Pre-K Behavior Problems Might Have Genetic Link, Study Reveals
If you have a Pre-K child in your home with a behavioral problem, it could be the result of a genetic link. Parents like to blame their child’s problems on surrounding settings and new experiences, however, a new study suggests that predisposed problems should take part of the blame.
The new study was published this week in the International Journal of Behavioral Development. The study shows a strong correlation between genetically-inherited traits such as poor self-control. Researchers believe that such a lack of control can cause pre-kindergarten children to act out out of frustration and even boredom.
The researchers believe that very young children with behavioral problems may benefit from being placed in different settings until they adjust.

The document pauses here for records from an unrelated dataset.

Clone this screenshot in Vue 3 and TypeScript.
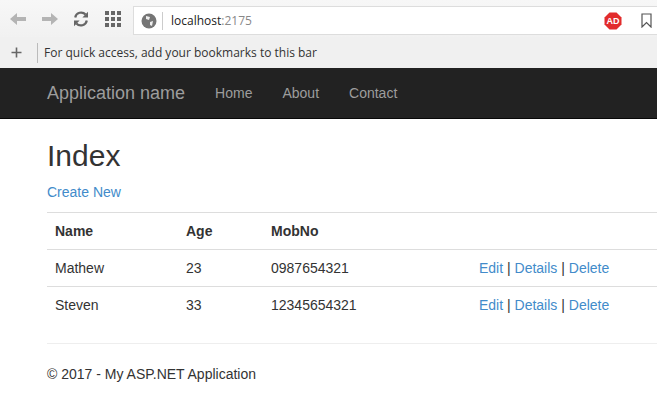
<script setup lang="ts">
const rows = [
  { name: 'Mathew', age: 23, mob: '0987654321' },
  { name: 'Steven', age: 33, mob: '12345654321' },
]
</script>

<template>
  <div class="page">
    <div class="toolbar">
      <svg class="ic back" width="18" height="14" viewBox="0 0 18 14"><path d="M1 7 L8 1 V5 H17 V9 H8 V13 Z" fill="#b4b4b4" /></svg>
      <svg class="ic fwd" width="18" height="14" viewBox="0 0 18 14"><path d="M17 7 L10 1 V5 H1 V9 H10 V13 Z" fill="#b4b4b4" /></svg>
      <svg class="ic reload" width="16" height="16" viewBox="0 0 16 16">
        <path d="M2.2 6.5 A6 6 0 0 1 12.6 3.6 M13.8 9.5 A6 6 0 0 1 3.4 12.4" fill="none" stroke="#666" stroke-width="2.2" />
        <path d="M15 0.8 V6.4 H9.4 Z M1 15.2 V9.6 H6.6 Z" fill="#666" />
      </svg>
      <div class="apps">
        <i v-for="n in 9" :key="n"></i>
      </div>
      <div class="omni">
        <svg class="globe" width="16" height="16" viewBox="0 0 16 16">
          <circle cx="8" cy="8" r="7.5" fill="#757575" />
          <path d="M5 3 L9 4 L8 7 L5 6 Z M9 9 L12 8 L11 13 L9 12 Z" fill="#eee" />
        </svg>
        <span class="sep"></span>
        <span class="url">localhost<span class="port">:2175</span></span>
        <span class="spacer"></span>
        <svg class="adblock" width="18" height="18" viewBox="0 0 18 18">
          <path d="M5.5 0.5 H12.5 L17.5 5.5 V12.5 L12.5 17.5 H5.5 L0.5 12.5 V5.5 Z" fill="#e22c2c" />
          <text x="9" y="12.4" text-anchor="middle" class="adtext">AD</text>
        </svg>
        <svg class="star" width="11" height="15" viewBox="0 0 11 15"><path d="M1 1 H10 V14 L5.5 9.5 L1 14 Z" fill="none" stroke="#555" stroke-width="1.2" /></svg>
      </div>
    </div>
    <div class="bookmarks">
      <svg class="plus" width="11" height="11" viewBox="0 0 11 11"><path d="M5.5 0.5 V10.5 M0.5 5.5 H10.5" stroke="#666" stroke-width="1.6" /></svg>
      <span class="bsep"></span>
      <span class="hint">For quick access, add your bookmarks to this bar</span>
    </div>
    <nav class="navbar">
      <a class="brand">Application name</a>
      <a class="navlink">Home</a>
      <a class="navlink">About</a>
      <a class="navlink">Contact</a>
    </nav>
    <main class="body">
      <h2>Index</h2>
      <p class="create"><a>Create New</a></p>
      <table>
        <thead>
          <tr>
            <th class="c1">Name</th>
            <th class="c2">Age</th>
            <th class="c3">MobNo</th>
            <th></th>
          </tr>
        </thead>
        <tbody>
          <tr v-for="r in rows" :key="r.name">
            <td>{{ r.name }}</td>
            <td>{{ r.age }}</td>
            <td>{{ r.mob }}</td>
            <td><a>Edit</a> | <a>Details</a> | <a>Delete</a></td>
          </tr>
        </tbody>
      </table>
      <hr />
      <footer>© 2017 - My ASP.NET Application</footer>
    </main>
  </div>
</template>

<style>
html, body { margin: 0; background: #fff; overflow: hidden; }
</style>

<style scoped>
.page { width: 657px; height: 420px; overflow: hidden; font-family: "Liberation Sans", Arial, sans-serif; font-size: 14px; color: #333; line-height: 20px; }
.toolbar { height: 37px; background: #f2f2f2; display: flex; align-items: center; box-sizing: border-box; padding-left: 9px; background: linear-gradient(#f7f7f7, #f1f1f1); }
.ic { flex: none; }
.fwd { margin-left: 14px; }
.reload { margin-left: 14px; }
.apps { margin-left: 16px; width: 16px; height: 16px; display: grid; grid-template-columns: repeat(3, 4px); grid-auto-rows: 4px; gap: 2px; flex: none; }
.apps i { background: #666; }
.omni { margin-left: 12px; flex: 1; height: 29px; margin-top: 4px; background: #fff; border: 1px solid #ddd; border-right: 0; box-sizing: border-box; display: flex; align-items: center; padding-left: 7px; padding-right: 5px; }
.sep { width: 1px; height: 18px; background: #ccc; margin-left: 5px; }
.url { margin-left: 8px; font-family: "Open Sans", sans-serif; font-size: 12px; color: #222; }
.port { color: #888; }
.spacer { flex: 1; }
.adtext { font: bold 9px "Liberation Sans", sans-serif; fill: #fff; }
.star { margin-left: 19px; }
.bookmarks { height: 31px; background: #f0f0f0; display: flex; align-items: center; padding-left: 11px; }
.bsep { width: 1px; height: 20px; background: #bbb; margin-left: 15px; }
.hint { margin-left: 6px; font-family: "Open Sans", sans-serif; font-size: 12px; color: #333; }
.navbar { height: 51px; background: #222; border-bottom: 1px solid #080808; box-sizing: border-box; display: flex; align-items: center; padding-left: 47px; color: #9d9d9d; }
.brand { font-size: 18px; margin-right: 30px; }
.navlink { margin-right: 30px; }
.body { padding: 0 0 0 47px; }
h2 { font-size: 30px; font-weight: 500; line-height: 33px; margin: 20px 0 10px; color: #333; }
.create { margin: 0 0 10px; }
a { color: #428bca; }
.navbar a { color: #9d9d9d; }
table { width: 610px; border-collapse: collapse; }
th, td { padding: 8px; text-align: left; line-height: 20px; border-top: 1px solid #ddd; }
th { font-weight: bold; border-bottom: 1px solid #ddd; }
.c1 { width: 115px; }
.c2 { width: 69px; }
.c3 { width: 192px; }
hr { border: 0; border-top: 1px solid #eee; margin: 20px 0; }
footer { line-height: 20px; }
</style>
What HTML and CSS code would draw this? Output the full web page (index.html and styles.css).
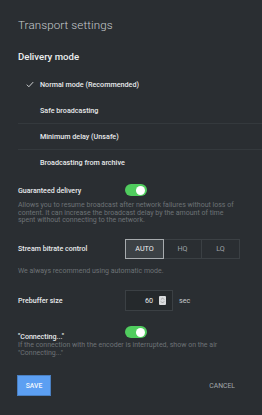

The study examined Genetic data from 233 adopted children. That material was taken from both the children and their biological parents. Researchers found that parents who reported having poor self-control and higher rates of negative emotions also had children likely to misbehave in child care or preschool. Researchers found those children to lack self-control and in turn suffer from anger issues. Despite the disposition of the children’s adoptive parents researchers still found a “modest” level of behavioral problems.
Shannon Lipscomb, lead author of the study and a family sciences professor at Oregon State University, says of the groups findings:
“We aren’t recommending that children are genetically tested, but parents and caregivers can assess a child’s needs and help them get to a setting that might be more appropriate. This study helps us to explain why some children struggle so much with large peer groups and heightened social interactions. It may not be a problem with a teacher or parent, but that they are struggling on a biological level.”
Experts tend to agree that early intervention and professional help during the early stages of behavioral problems can go a long way in fending off those problems, eve when genetics are involved.